M-RCBG Associate Working Paper No. 74
The Riots and the Slums: Comparing Public and Private Sector-Led Redevelopment in Washington, D.C.
Stanley J. Marcuss, Victoria Alsina Burgues and Rachael Stephens
2017
Abstract
Washington, D.C., the nation’s capital, and dozens of other American cities were hit by riots following the assassination of Martin Luther King in April of 1968.4 Large parts of Washington, D.C. were looted and burned. The Fourteenth Street corridor from Thomas Circle in the south to Columbia Heights approximately two miles to the north was one of the areas most adversely affected. For the next thirty years or so, much of it was populated by burned-out and boarded up buildings and plagued by drug-dealing, prostitution and other crimes. That changed only when developers in the late 1990s saw opportunities for private sector redevelopment dictated by a market that had not previously existed.

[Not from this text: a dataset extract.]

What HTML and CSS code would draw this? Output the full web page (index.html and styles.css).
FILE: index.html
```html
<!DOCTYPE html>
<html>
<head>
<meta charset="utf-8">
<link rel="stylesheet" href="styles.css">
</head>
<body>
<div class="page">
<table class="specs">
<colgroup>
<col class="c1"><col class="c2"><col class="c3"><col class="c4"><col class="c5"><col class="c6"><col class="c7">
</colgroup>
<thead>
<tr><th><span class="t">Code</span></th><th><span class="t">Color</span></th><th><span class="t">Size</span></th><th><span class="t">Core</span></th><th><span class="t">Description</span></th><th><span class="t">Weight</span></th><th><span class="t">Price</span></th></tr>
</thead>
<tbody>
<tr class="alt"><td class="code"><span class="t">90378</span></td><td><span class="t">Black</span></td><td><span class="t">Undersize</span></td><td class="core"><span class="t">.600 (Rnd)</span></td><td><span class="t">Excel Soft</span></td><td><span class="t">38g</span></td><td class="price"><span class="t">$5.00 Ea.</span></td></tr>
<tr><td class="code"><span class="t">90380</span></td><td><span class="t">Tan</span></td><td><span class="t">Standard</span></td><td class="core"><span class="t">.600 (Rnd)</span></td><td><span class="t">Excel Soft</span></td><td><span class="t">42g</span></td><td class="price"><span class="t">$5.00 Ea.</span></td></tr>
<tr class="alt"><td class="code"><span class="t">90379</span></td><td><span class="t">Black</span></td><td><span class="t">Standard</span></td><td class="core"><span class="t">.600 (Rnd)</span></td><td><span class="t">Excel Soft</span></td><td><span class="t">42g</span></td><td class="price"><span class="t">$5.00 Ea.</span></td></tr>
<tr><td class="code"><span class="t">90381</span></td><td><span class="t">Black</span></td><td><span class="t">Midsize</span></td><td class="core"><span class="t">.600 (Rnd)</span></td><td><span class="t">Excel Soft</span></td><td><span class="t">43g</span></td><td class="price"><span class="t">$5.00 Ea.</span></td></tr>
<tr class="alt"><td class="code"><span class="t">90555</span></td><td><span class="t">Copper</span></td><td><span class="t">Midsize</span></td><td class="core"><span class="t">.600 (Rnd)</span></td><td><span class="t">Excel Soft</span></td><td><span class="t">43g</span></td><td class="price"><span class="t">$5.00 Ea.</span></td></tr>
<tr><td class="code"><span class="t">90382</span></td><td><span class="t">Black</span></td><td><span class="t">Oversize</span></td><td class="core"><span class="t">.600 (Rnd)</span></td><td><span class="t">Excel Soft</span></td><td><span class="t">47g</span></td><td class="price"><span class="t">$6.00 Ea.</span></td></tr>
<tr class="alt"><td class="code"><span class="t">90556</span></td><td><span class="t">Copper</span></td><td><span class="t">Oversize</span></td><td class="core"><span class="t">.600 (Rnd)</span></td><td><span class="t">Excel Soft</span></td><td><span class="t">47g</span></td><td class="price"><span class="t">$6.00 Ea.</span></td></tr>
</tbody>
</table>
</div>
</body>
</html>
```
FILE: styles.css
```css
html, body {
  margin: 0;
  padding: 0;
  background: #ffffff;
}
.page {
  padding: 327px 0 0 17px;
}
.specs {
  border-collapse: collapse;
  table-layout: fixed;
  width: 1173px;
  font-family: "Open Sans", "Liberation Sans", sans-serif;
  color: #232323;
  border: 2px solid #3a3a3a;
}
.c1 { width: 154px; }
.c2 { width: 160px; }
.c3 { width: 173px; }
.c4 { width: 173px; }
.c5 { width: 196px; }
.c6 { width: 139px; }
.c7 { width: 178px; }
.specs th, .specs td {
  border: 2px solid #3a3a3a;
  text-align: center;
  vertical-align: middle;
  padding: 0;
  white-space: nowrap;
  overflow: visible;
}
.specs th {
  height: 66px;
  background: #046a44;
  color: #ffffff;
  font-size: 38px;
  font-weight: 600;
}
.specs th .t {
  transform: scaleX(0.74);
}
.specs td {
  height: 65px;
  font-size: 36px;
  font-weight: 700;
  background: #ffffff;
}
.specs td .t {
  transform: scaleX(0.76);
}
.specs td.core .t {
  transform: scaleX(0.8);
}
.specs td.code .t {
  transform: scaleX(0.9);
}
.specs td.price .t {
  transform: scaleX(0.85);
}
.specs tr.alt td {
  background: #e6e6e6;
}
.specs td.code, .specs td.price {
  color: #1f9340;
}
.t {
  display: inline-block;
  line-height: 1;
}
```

Almost twenty years before, another part of the District of Columbia was devastated too, but not by rioters. The government instead wielded the wrecking ball. In the first significant federally funded urban renewal project in country, the government in the early 1950s acquired almost all existing properties in the southwest quadrant of the city, some 521 acres in all, bulldozed its slums and forced virtually all who lived there to move elsewhere. It did so largely through the exercise of eminent domain, a process by which the government forcibly takes private property for public purposes constrained only by the constitutional requirement to pay just compensation. The redevelopment that ensued was largely a product of government planning supported by government subsidy.
The purpose of this study was to determine whether the essentially public sector-led redevelopment of Southwest and the essentially private sector-led redevelopment of the Fourteenth Street corridor several decades later had significantly different social and economic consequences and, if not, why not. To this end, we reviewed information from a variety of different sources, both primary and secondary, to get as close as possible to a complete and accurate picture of the consequences and their causes.